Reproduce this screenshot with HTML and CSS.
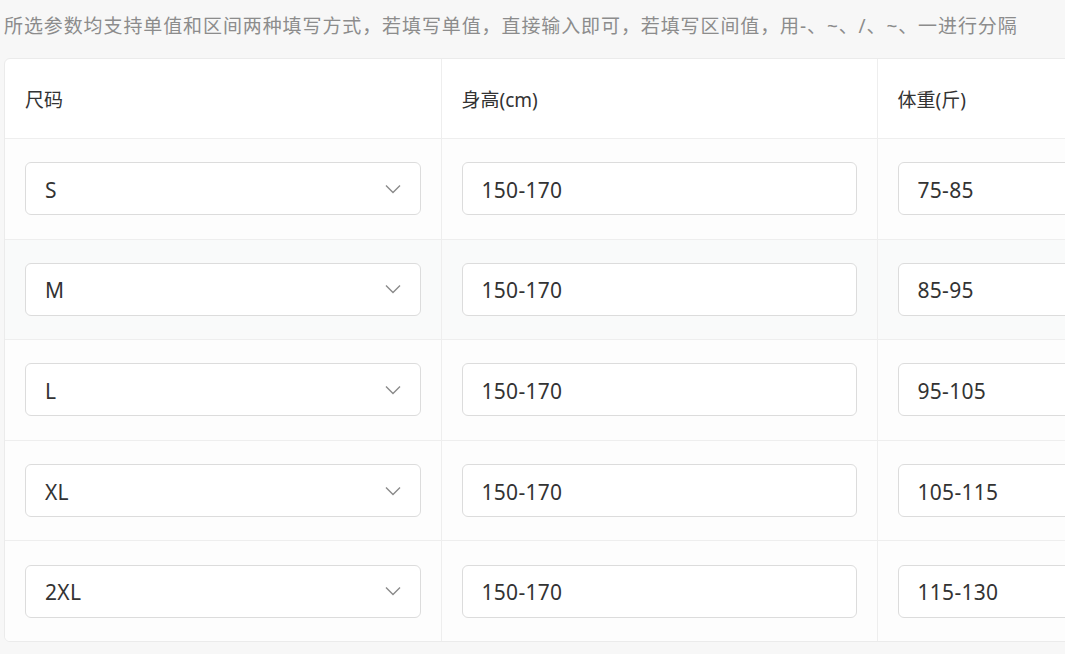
FILE: index.html
```html
<!DOCTYPE html>
<html lang="zh-CN">
<head>
    <meta charset="UTF-8">
    <meta name="viewport" content="width=device-width, initial-scale=1.0">
    <title>尺码参数</title>
    <link rel="stylesheet" href="styles.css">
</head>
<body>
    <p class="tip">所选参数均支持单值和区间两种填写方式，若填写单值，直接输入即可，若填写区间值，用-、~、/、~、一进行分隔</p>

    <div class="card">
        <table class="size-table">
            <tr>
                <th>尺码</th>
                <th>身高(cm)</th>
                <th>体重(斤)</th>
            </tr>
            <tr>
                <td><div class="select"><span>S</span><svg class="arrow" viewBox="0 0 16 10"><path d="M1 1.5 L8 8.5 L15 1.5"/></svg></div></td>
                <td><input class="field" type="text" value="150-170"></td>
                <td><input class="field" type="text" value="75-85"></td>
            </tr>
            <tr class="hover">
                <td><div class="select"><span>M</span><svg class="arrow" viewBox="0 0 16 10"><path d="M1 1.5 L8 8.5 L15 1.5"/></svg></div></td>
                <td><input class="field" type="text" value="150-170"></td>
                <td><input class="field" type="text" value="85-95"></td>
            </tr>
            <tr>
                <td><div class="select"><span>L</span><svg class="arrow" viewBox="0 0 16 10"><path d="M1 1.5 L8 8.5 L15 1.5"/></svg></div></td>
                <td><input class="field" type="text" value="150-170"></td>
                <td><input class="field" type="text" value="95-105"></td>
            </tr>
            <tr>
                <td><div class="select"><span>XL</span><svg class="arrow" viewBox="0 0 16 10"><path d="M1 1.5 L8 8.5 L15 1.5"/></svg></div></td>
                <td><input class="field" type="text" value="150-170"></td>
                <td><input class="field" type="text" value="105-115"></td>
            </tr>
            <tr>
                <td><div class="select"><span>2XL</span><svg class="arrow" viewBox="0 0 16 10"><path d="M1 1.5 L8 8.5 L15 1.5"/></svg></div></td>
                <td><input class="field" type="text" value="150-170"></td>
                <td><input class="field" type="text" value="115-130"></td>
            </tr>
        </table>
    </div>
</body>
</html>
```

FILE: styles.css
```css
html {
    overflow: hidden;
}

body {
    margin: 0;
    padding: 0 0 0 4px;
    font-family: "Noto Sans", "Noto Sans CJK SC", sans-serif;
    background-color: #f7f7f7;
    color: #333;
}

.tip {
    margin: 0;
    height: 58px;
    line-height: 52px;
    font-size: 19px;
    color: #8c8c8c;
    white-space: nowrap;
    letter-spacing: 0.9px;
}

.card {
    width: 1308px;
    background: #fff;
    border: 1px solid #ebebeb;
    border-radius: 6px;
    overflow: hidden;
}

.size-table {
    border-collapse: collapse;
    width: 100%;
    table-layout: fixed;
}

th, td {
    border-left: 1px solid #eeeeee;
    border-top: 1px solid #eeeeee;
    text-align: left;
    padding: 0 20px;
}

th:first-child, td:first-child {
    border-left: none;
}

th {
    height: 79px;
    border-top: none;
    font-size: 19px;
    font-weight: normal;
    color: #333;
}

td {
    height: 99.6px;
    background: #fdfdfd;
}

tr.hover td {
    background: #f9fafa;
}

.select, .field {
    box-sizing: border-box;
    width: 100%;
    height: 53px;
    border: 1px solid #dcdcdc;
    border-radius: 6px;
    background: #fff;
    font-family: inherit;
    font-size: 21px;
    letter-spacing: 0.3px;
    color: #333;
}

.select {
    display: flex;
    align-items: center;
    justify-content: space-between;
    padding: 2px 19px 0 19px;
}

.field {
    display: block;
    padding: 2px 19px 0 19px;
    outline: none;
}

.arrow {
    width: 16px;
    height: 10px;
    margin-top: -2px;
    fill: none;
    stroke: #8a8a8a;
    stroke-width: 1.4;
}
```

> [Task instructions] Except for the pictures, copy the material above exactly.

> [In response]
Reproduce this screenshot with HTML and CSS.
FILE: index.html
```html
<!DOCTYPE html>
<html lang="zh-CN">
<head>
    <meta charset="UTF-8">
    <meta name="viewport" content="width=device-width, initial-scale=1.0">
    <title>尺码参数</title>
    <link rel="stylesheet" href="styles.css">
</head>
<body>
    <p class="tip">所选参数均支持单值和区间两种填写方式，若填写单值，直接输入即可，若填写区间值，用-、~、/、~、一进行分隔</p>

    <div class="card">
        <table class="size-table">
            <tr>
                <th>尺码</th>
                <th>身高(cm)</th>
                <th>体重(斤)</th>
            </tr>
            <tr>
                <td><div class="select"><span>S</span><svg class="arrow" viewBox="0 0 16 10"><path d="M1 1.5 L8 8.5 L15 1.5"/></svg></div></td>
                <td><input class="field" type="text" value="150-170"></td>
                <td><input class="field" type="text" value="75-85"></td>
            </tr>
            <tr class="hover">
                <td><div class="select"><span>M</span><svg class="arrow" viewBox="0 0 16 10"><path d="M1 1.5 L8 8.5 L15 1.5"/></svg></div></td>
                <td><input class="field" type="text" value="150-170"></td>
                <td><input class="field" type="text" value="85-95"></td>
            </tr>
            <tr>
                <td><div class="select"><span>L</span><svg class="arrow" viewBox="0 0 16 10"><path d="M1 1.5 L8 8.5 L15 1.5"/></svg></div></td>
                <td><input class="field" type="text" value="150-170"></td>
                <td><input class="field" type="text" value="95-105"></td>
            </tr>
            <tr>
                <td><div class="select"><span>XL</span><svg class="arrow" viewBox="0 0 16 10"><path d="M1 1.5 L8 8.5 L15 1.5"/></svg></div></td>
                <td><input class="field" type="text" value="150-170"></td>
                <td><input class="field" type="text" value="105-115"></td>
            </tr>
            <tr>
                <td><div class="select"><span>2XL</span><svg class="arrow" viewBox="0 0 16 10"><path d="M1 1.5 L8 8.5 L15 1.5"/></svg></div></td>
                <td><input class="field" type="text" value="150-170"></td>
                <td><input class="field" type="text" value="115-130"></td>
            </tr>
        </table>
    </div>
</body>
</html>
```

FILE: styles.css
```css
html {
    overflow: hidden;
}

body {
    margin: 0;
    padding: 0 0 0 4px;
    font-family: "Noto Sans", "Noto Sans CJK SC", sans-serif;
    background-color: #f7f7f7;
    color: #333;
}

.tip {
    margin: 0;
    height: 58px;
    line-height: 52px;
    font-size: 19px;
    color: #8c8c8c;
    white-space: nowrap;
    letter-spacing: 0.9px;
}

.card {
    width: 1308px;
    background: #fff;
    border: 1px solid #ebebeb;
    border-radius: 6px;
    overflow: hidden;
}

.size-table {
    border-collapse: collapse;
    width: 100%;
    table-layout: fixed;
}

th, td {
    border-left: 1px solid #eeeeee;
    border-top: 1px solid #eeeeee;
    text-align: left;
    padding: 0 20px;
}

th:first-child, td:first-child {
    border-left: none;
}

th {
    height: 79px;
    border-top: none;
    font-size: 19px;
    font-weight: normal;
    color: #333;
}

td {
    height: 99.6px;
    background: #fdfdfd;
}

tr.hover td {
    background: #f9fafa;
}

.select, .field {
    box-sizing: border-box;
    width: 100%;
    height: 53px;
    border: 1px solid #dcdcdc;
    border-radius: 6px;
    background: #fff;
    font-family: inherit;
    font-size: 21px;
    letter-spacing: 0.3px;
    color: #333;
}

.select {
    display: flex;
    align-items: center;
    justify-content: space-between;
    padding: 2px 19px 0 19px;
}

.field {
    display: block;
    padding: 2px 19px 0 19px;
    outline: none;
}

.arrow {
    width: 16px;
    height: 10px;
    margin-top: -2px;
    fill: none;
    stroke: #8a8a8a;
    stroke-width: 1.4;
}
```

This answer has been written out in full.